My Facebook and Google Photo memories for the past two weeks have been as full as these weeks were. Greg and I on birding trails in Orlando. In Las Vegas at Cirque du Soleil. At Cedar Point. At the Grand Canyon. In Sky Valley. 

We went places. We did things.

We had some laughs.

(My mom and dad always placed great value on “having some laughs.” After a dinner date–or after an hour-long phone chat post-divorce–one of them would always say with (sometimes wistful) satisfied happiness: “We had some laughs.”)


A soul-draining, marriage-challenging long illness gnarls your thoughts. You, your spouse, your children–everyone can forget that you had some laughs.


A few weeks ago, I asked Abby if she remembered her Barbie with the color-changing hair. She didn’t. I told her how Greg was always in charge of the bathtime routine. How carefully he would pick out the toys, check the water temp, and get the hooded towels. Greg would sometimes get the toddler stacking cups, readying them before the bath–a cup of hot water, a cup of cold, cold water, a cup of hot water, a cup of tepid water. Then he would grab the Barbie whose hair changed colors depending upon the water temperature. And my husband and our daughters would dump water on the Barbie’s hair, changing it from pink to blue to green, and they would laugh. The girls with delight, their father, at their happiness.

The girls have no memory of this. Of all that laughter, that sunshine in our house.

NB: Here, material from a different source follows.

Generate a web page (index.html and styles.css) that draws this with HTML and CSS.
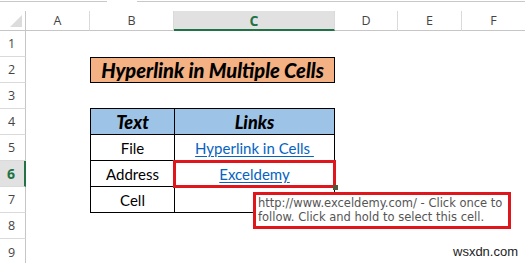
FILE: index.html
```html
<!DOCTYPE html>
<html>
<head>
<meta charset="utf-8">
<link rel="stylesheet" href="styles.css">
</head>
<body>
<div class="topbar"><span class="seg seg1"></span><span class="seg seg2"></span></div>
<div class="sheet">
  <div class="corner"><span class="tri"></span></div>
  <div class="colhead">A</div>
  <div class="colhead">B</div>
  <div class="colhead active">C</div>
  <div class="colhead">D</div>
  <div class="colhead">E</div>
  <div class="colhead last">F</div>

  <div class="rowhead r1">1</div>
  <div class="rowhead r2">2</div>
  <div class="rowhead r3">3</div>
  <div class="rowhead r4">4</div>
  <div class="rowhead r5">5</div>
  <div class="rowhead r6 active">6</div>
  <div class="rowhead r7">7</div>
  <div class="rowhead r8">8</div>
  <div class="rowhead r9">9</div>

  <div class="title">Hyperlink in Multiple Cells</div>

  <table class="data">
    <tr class="hdr"><th class="cb">Text</th><th class="cc">Links</th></tr>
    <tr><td>File</td><td><a class="link">Hyperlink in Cells&nbsp;</a></td></tr>
    <tr><td>Address</td><td class="sel"><a class="link">Exceldemy</a><span class="handle"></span></td></tr>
    <tr><td>Cell</td><td></td></tr>
  </table>

  <div class="tooltip">http://www.exceldemy.com/ - Click once to<br>follow. Click and hold to select this cell.</div>
  <div class="watermark">wsxdn.com</div>
</div>
</body>
</html>
```

FILE: styles.css
```css
* { box-sizing: border-box; }
html, body { margin: 0; padding: 0; background: #fff; }
body { width: 525px; height: 263px; overflow: hidden; font-family: "Lato", "Liberation Sans", sans-serif; }

.topbar { height: 11px; position: relative; display: flex; }
.seg { display: block; height: 1px; background: #c8c8c8; margin-top: 1px; }
.seg1 { width: 107px; }
.seg2 { width: 388px; margin-left: 30px; }

.sheet {
  position: relative;
  display: grid;
  grid-template-columns: 26px 64px 84px 161px 63px 64px 63px;
  grid-template-rows: 20px repeat(9, 26px);
}

.corner { grid-column: 1; grid-row: 1; border-right: 1px solid #c6c6c6; border-bottom: 1px solid #c6c6c6; position: relative; }
.tri { position: absolute; right: 3px; bottom: 3px; width: 0; height: 0; border-left: 12px solid transparent; border-bottom: 12px solid #dcdcdc; }

.colhead {
  grid-row: 1;
  display: flex; align-items: center; justify-content: center;
  font-family: "Open Sans", "Noto Sans", sans-serif; font-size: 12.5px; color: #444;
  border-right: 1px solid #dadada; border-bottom: 1px solid #c6c6c6;
}
.colhead.last { border-right: none; }
.colhead.active { background: #e1e1e1; color: #217346; font-weight: bold; border-bottom: 2px solid #217346; font-size: 14px; }

.rowhead {
  grid-column: 1;
  display: flex; align-items: center; justify-content: center;
  font-family: "Open Sans", "Noto Sans", sans-serif; font-size: 12.5px; color: #444;
  border-right: 1px solid #c6c6c6; border-bottom: 1px solid #dadada;
  padding-right: 2px;
}
.r1 { grid-row: 2; } .r2 { grid-row: 3; } .r3 { grid-row: 4; } .r4 { grid-row: 5; } .r5 { grid-row: 6; }
.r6 { grid-row: 7; } .r7 { grid-row: 8; } .r8 { grid-row: 9; } .r9 { grid-row: 10; border-bottom: none; }
.rowhead.active { background: #e1e1e1; color: #217346; font-weight: bold; border-right: 2px solid #217346; font-size: 14px; }

.title {
  grid-column: 3 / 5; grid-row: 3;
  height: 26px;
  background: #f4b183; border: 1px solid #000;
  display: flex; align-items: center; justify-content: center;
  font-weight: 900; font-style: italic; font-size: 20px; color: #000;
}

.data {
  grid-column: 3 / 5; grid-row: 5 / 9;
  margin-top: -1px;
  border-collapse: collapse;
  width: 245px; height: 105px;
  font-size: 15px; color: #000;
}
.data th, .data td { border: 1px solid #000; text-align: center; padding: 0; height: 26px; }
.data th.cb, .data td:first-child { width: 84px; }
.hdr th { background: #9dc3e6; font-weight: 900; font-style: italic; font-size: 18px; }
.link { color: #0563c1; text-decoration: underline; text-underline-offset: 2px; }

.sel { position: relative; }
.sel::after {
  content: ""; position: absolute; left: -2px; top: -1px; right: -2px; bottom: -2px;
  border: 3px solid #e0161d;
}
.handle { position: absolute; right: -4px; bottom: -4px; width: 5px; height: 5px; background: #4a5a3a; z-index: 2; }

.tooltip {
  position: absolute; left: 253px; top: 181px; width: 258px; height: 37px;
  border: 3px solid #e0161d; background: #fff;
  font-family: "DejaVu Sans", sans-serif; font-size: 11.5px; line-height: 14px; color: #555;
  padding: 1px 0 0 2px; white-space: nowrap; overflow: hidden;
}
.watermark {
  position: absolute; left: 453px; top: 233px;
  font-family: "Liberation Sans", sans-serif; font-size: 13px; color: #222;
}
```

Greg has been gone for six months today.

It is an impossible sadness. 

The peculiar, brutal horror of his hospitalization and death has stolen our sleep, and the void he leaves shatters us daily.

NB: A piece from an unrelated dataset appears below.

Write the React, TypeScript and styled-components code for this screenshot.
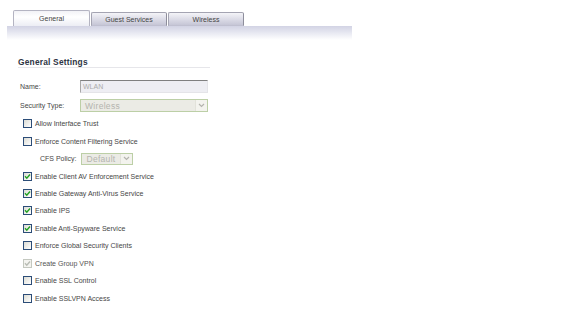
import React from "react";
import styled, { createGlobalStyle } from "styled-components";

const Global = createGlobalStyle`
  html, body { margin: 0; padding: 0; background: #ffffff; }
  body { font-family: "Liberation Sans", Arial, sans-serif; font-size: 7px; color: #464646; }
`;

const Page = styled.div`
  width: 576px;
  height: 322px;
  overflow: hidden;
`;

const Header = styled.div`
  margin-left: 7px;
  width: 345px;
  padding-top: 10px;
`;

const TabRow = styled.div`
  display: flex;
  align-items: flex-end;
  padding-left: 6px;
  height: 16px;
`;

const Tab = styled.div<{ $active?: boolean; $w: number }>`
  box-sizing: border-box;
  width: ${(p) => p.$w}px;
  height: ${(p) => (p.$active ? 16 : 14)}px;
  display: flex;
  align-items: center;
  justify-content: center;
  font-size: 7px;
  color: #444444;
  border: 1px solid ${(p) => (p.$active ? "#b4b4c2" : "#a4a4b2")};
  border-bottom: ${(p) => (p.$active ? "none" : "1px solid #c0c0d0")};
  border-right-color: ${(p) => (p.$active ? "#b4b4c2" : "#8e8e9c")};
  border-radius: 2px 2px 0 0;
  margin-right: 1px;
  background: ${(p) =>
    p.$active
      ? "linear-gradient(#f2f2f6, #ffffff 40%, #ecedf4)"
      : "linear-gradient(#f4f4f8, #d8d8e4 60%, #c6c6d6)"};
`;

const Band = styled.div`
  height: 14px;
  background: linear-gradient(#d2d3e4, #e8e9f2 50%, #ffffff);
`;

const Section = styled.div`
  padding-left: 18px;
  width: 192px;
`;

const Heading = styled.div`
  margin-top: 17px;
  height: 10px;
  line-height: 10px;
  font-size: 8.4px;
  font-weight: bold;
  color: #2e3544;
  letter-spacing: 0.2px;
  border-bottom: 1px solid #e6e6ea;
`;

const FieldRow = styled.div<{ $top: number }>`
  display: flex;
  align-items: center;
  height: 13px;
  margin-top: ${(p) => p.$top}px;
`;

const FieldLabel = styled.div`
  width: 60px;
  padding-left: 2px;
`;

const TextInput = styled.div`
  box-sizing: border-box;
  width: 128px;
  height: 13px;
  display: flex;
  align-items: center;
  padding-left: 2px;
  background: #eeeef3;
  border-top: 1px solid #808080;
  border-left: 1px solid #a8a8a8;
  border-right: 1px solid #e4e4e8;
  border-bottom: 1px solid #e4e4e8;
  color: #ababab;
  font-size: 7px;
`;

const Select = styled.div<{ $w: number; $h: number }>`
  box-sizing: border-box;
  width: ${(p) => p.$w}px;
  height: ${(p) => p.$h}px;
  display: flex;
  align-items: center;
  background: #ebebe5;
  border: 1px solid #bccfa6;
  color: #b4b4ae;
  font-size: 8.5px;
`;

const SelectText = styled.div<{ $center?: boolean }>`
  flex: 1;
  padding-left: ${(p) => (p.$center ? 0 : 4)}px;
  text-align: ${(p) => (p.$center ? "center" : "left")};
  letter-spacing: 0.3px;
`;

const Arrow = styled.div`
  width: 11px;
  align-self: stretch;
  display: flex;
  align-items: center;
  justify-content: center;
  background: #f3f3ee;
  border-left: 1px solid #e2e2da;
`;

const CheckList = styled.div`
  margin-top: 3px;
  display: flex;
  flex-direction: column;
`;

const CheckRow = styled.div<{ $indent?: number }>`
  height: 17.45px;
  display: flex;
  align-items: center;
  padding-left: ${(p) => p.$indent ?? 5}px;
`;

const Box = styled.div<{ $disabled?: boolean }>`
  box-sizing: border-box;
  width: 9px;
  height: 9px;
  border: 1px solid ${(p) => (p.$disabled ? "#c4c8c0" : "#2c4d78")};
  background: ${(p) =>
    p.$disabled ? "#f4f4f0" : "linear-gradient(135deg, #dcdcd4, #ffffff)"};
  display: flex;
  align-items: center;
  justify-content: center;
  flex: none;
`;

const CheckText = styled.span<{ $disabled?: boolean }>`
  margin-left: 3px;
  color: ${(p) => (p.$disabled ? "#555555" : "#464646")};
`;

const PolicyLabel = styled.div`
  width: 41px;
`;

const Chevron = () => (
  <svg width="7" height="5" viewBox="0 0 7 5">
    <polyline points="1,1 3.5,3.5 6,1" fill="none" stroke="#b4b4ae" strokeWidth="1.2" />
  </svg>
);

const Check = ({ disabled }: { disabled?: boolean }) => (
  <svg width="7" height="7" viewBox="0 0 7 7">
    <polyline
      points="1,3.3 2.8,5.2 6,1.5"
      fill="none"
      stroke={disabled ? "#b8bcb4" : "#21a121"}
      strokeWidth="1.4"
    />
  </svg>
);

type Item = { label: string; checked?: boolean; disabled?: boolean };

const CheckItem = ({ label, checked, disabled }: Item) => (
  <CheckRow>
    <Box $disabled={disabled}>{checked && <Check disabled={disabled} />}</Box>
    <CheckText $disabled={disabled}>{label}</CheckText>
  </CheckRow>
);

const afterCfs: Item[] = [
  { label: "Enable Client AV Enforcement Service", checked: true },
  { label: "Enable Gateway Anti-Virus Service", checked: true },
  { label: "Enable IPS", checked: true },
  { label: "Enable Anti-Spyware Service", checked: true },
  { label: "Enforce Global Security Clients" },
  { label: "Create Group VPN", checked: true, disabled: true },
  { label: "Enable SSL Control" },
  { label: "Enable SSLVPN Access" },
];

export default function App() {
  return (
    <Page>
      <Global />
      <Header>
        <TabRow>
          <Tab $active $w={77}>General</Tab>
          <Tab $w={76}>Guest Services</Tab>
          <Tab $w={76}>Wireless</Tab>
        </TabRow>
        <Band />
      </Header>
      <Section>
        <Heading>General Settings</Heading>
        <FieldRow $top={12}>
          <FieldLabel>Name:</FieldLabel>
          <TextInput>WLAN</TextInput>
        </FieldRow>
        <FieldRow $top={6}>
          <FieldLabel>Security Type:</FieldLabel>
          <Select $w={128} $h={13}>
            <SelectText>Wireless</SelectText>
            <Arrow>
              <Chevron />
            </Arrow>
          </Select>
        </FieldRow>
        <CheckList>
          <CheckItem label="Allow Interface Trust" />
          <CheckItem label="Enforce Content Filtering Service" />
          <CheckRow $indent={22}>
            <PolicyLabel>CFS Policy:</PolicyLabel>
            <Select $w={52} $h={12}>
              <SelectText $center>Default</SelectText>
              <Arrow>
                <Chevron />
              </Arrow>
            </Select>
          </CheckRow>
          {afterCfs.map((it) => (
            <CheckItem key={it.label} {...it} />
          ))}
        </CheckList>
      </Section>
    </Page>
  );
}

And the fifteen months–the in-between of separation and reconciliation–the time that we practiced living without him, tripping along in broken shoes–that time, that container of pain, is unrelenting acid on ulcers. 

There is no sleep, no comfort.

But then the Greg of twelve years ago appears in my Facebook memories, holding a pink balloon poodle. 

I marvel and remember: there was a time when my husband and I wandered in mountains and canyons, suppered on shrimp, crab legs, and key lime pie, and watched clowns shape balloon animals amid the happy clamor of the boardwalk, as we ignored the quickly setting sun.